*Problem to solve*: List each line of the data that holds the string "styles".
* * * * * * *
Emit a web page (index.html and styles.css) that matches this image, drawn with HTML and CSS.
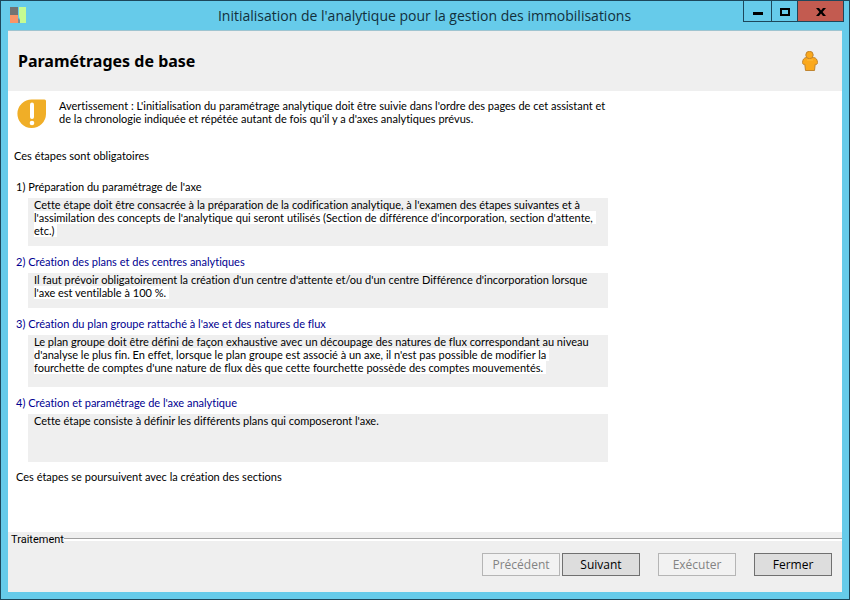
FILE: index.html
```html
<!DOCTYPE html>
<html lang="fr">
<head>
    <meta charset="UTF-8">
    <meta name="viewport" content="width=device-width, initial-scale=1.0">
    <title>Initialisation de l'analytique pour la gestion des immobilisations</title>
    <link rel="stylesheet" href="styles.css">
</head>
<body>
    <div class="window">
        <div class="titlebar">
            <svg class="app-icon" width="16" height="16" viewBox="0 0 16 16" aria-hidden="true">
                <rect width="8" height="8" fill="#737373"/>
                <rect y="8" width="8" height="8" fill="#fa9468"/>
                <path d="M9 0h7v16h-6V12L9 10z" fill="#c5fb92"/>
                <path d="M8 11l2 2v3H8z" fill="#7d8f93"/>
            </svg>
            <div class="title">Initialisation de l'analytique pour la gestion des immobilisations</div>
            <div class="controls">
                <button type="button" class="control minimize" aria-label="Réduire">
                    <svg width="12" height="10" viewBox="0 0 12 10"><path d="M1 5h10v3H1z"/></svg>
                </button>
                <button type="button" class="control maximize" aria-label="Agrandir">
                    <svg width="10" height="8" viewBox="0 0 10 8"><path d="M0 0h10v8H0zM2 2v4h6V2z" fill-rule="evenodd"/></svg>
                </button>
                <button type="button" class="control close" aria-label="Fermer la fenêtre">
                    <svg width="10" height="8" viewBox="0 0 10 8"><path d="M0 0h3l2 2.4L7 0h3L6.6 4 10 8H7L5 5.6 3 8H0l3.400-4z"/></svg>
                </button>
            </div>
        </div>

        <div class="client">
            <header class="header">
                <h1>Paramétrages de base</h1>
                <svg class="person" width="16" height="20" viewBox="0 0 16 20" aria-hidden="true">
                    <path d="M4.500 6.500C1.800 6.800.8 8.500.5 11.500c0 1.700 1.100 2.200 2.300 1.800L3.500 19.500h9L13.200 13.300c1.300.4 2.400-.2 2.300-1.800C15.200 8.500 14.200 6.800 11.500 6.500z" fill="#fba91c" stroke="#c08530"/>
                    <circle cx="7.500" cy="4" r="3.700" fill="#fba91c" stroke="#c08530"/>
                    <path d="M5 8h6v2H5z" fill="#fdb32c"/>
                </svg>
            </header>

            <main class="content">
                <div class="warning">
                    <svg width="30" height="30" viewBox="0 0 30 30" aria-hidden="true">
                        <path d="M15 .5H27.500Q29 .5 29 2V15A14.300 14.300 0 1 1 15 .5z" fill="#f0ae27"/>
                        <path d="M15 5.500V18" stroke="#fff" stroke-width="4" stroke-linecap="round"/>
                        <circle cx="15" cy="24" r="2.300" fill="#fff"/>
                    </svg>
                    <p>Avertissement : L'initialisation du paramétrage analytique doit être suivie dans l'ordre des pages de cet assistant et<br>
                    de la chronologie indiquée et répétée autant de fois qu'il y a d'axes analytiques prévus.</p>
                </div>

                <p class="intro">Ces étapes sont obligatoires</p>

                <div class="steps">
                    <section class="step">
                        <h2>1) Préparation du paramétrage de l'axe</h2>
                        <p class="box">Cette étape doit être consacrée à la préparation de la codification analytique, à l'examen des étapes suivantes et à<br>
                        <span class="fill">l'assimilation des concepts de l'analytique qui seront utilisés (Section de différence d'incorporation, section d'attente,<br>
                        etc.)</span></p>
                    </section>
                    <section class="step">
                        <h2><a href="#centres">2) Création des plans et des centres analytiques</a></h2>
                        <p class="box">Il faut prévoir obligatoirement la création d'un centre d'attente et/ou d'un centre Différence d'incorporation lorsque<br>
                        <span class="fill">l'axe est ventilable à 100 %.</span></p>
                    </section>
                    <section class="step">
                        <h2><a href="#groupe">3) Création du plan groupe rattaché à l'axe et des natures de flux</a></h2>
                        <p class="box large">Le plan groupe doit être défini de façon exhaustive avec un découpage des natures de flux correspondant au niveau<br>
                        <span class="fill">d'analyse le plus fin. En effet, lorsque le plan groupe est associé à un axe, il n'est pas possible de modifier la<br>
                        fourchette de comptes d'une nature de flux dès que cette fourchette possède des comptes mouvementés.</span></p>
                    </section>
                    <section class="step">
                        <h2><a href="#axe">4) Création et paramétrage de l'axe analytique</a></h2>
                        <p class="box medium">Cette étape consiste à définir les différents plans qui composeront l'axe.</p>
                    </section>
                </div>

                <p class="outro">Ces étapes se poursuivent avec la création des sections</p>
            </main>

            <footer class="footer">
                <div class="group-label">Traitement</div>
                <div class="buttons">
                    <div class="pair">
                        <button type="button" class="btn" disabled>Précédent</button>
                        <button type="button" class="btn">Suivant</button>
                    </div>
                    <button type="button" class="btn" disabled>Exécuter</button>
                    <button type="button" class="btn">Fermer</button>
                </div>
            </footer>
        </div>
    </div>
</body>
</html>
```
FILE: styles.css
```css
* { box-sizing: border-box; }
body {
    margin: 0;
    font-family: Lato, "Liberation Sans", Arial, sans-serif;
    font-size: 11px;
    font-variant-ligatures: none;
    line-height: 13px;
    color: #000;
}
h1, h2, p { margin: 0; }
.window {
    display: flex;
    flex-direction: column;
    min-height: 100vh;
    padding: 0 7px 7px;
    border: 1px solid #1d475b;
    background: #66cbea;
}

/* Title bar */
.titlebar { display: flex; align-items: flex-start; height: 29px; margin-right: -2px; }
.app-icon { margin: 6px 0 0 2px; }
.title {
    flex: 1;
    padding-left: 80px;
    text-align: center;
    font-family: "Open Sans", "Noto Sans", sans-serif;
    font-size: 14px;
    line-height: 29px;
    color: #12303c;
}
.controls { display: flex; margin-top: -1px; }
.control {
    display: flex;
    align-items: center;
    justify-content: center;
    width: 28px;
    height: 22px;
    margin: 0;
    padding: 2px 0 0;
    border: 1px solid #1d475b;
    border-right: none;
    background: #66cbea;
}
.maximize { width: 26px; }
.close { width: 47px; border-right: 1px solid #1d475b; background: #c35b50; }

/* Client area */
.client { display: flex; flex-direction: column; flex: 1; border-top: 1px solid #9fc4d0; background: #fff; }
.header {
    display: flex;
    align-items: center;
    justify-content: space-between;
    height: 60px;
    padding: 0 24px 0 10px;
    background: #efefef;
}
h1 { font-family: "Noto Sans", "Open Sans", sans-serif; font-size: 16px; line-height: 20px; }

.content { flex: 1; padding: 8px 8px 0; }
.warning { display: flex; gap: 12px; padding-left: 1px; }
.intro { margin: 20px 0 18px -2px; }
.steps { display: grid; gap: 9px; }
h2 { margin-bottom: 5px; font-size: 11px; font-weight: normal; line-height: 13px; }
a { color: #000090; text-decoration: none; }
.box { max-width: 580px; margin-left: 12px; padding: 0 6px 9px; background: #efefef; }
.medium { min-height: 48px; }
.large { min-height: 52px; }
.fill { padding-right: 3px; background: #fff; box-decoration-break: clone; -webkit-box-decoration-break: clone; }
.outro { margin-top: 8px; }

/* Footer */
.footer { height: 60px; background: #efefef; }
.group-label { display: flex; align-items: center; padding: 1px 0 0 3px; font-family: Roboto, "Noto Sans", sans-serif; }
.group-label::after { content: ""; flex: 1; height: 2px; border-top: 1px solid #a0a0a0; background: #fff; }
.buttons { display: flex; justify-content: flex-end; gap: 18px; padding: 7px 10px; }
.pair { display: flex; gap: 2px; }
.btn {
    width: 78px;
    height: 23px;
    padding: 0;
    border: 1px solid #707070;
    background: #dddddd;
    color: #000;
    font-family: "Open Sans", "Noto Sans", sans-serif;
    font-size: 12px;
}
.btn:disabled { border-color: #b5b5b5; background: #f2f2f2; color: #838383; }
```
* * * * * * *
*Final result*:
Emit a web page (index.html and styles.css) that matches this image, drawn with HTML and CSS.
    <link rel="stylesheet" href="styles.css">
FILE: styles.css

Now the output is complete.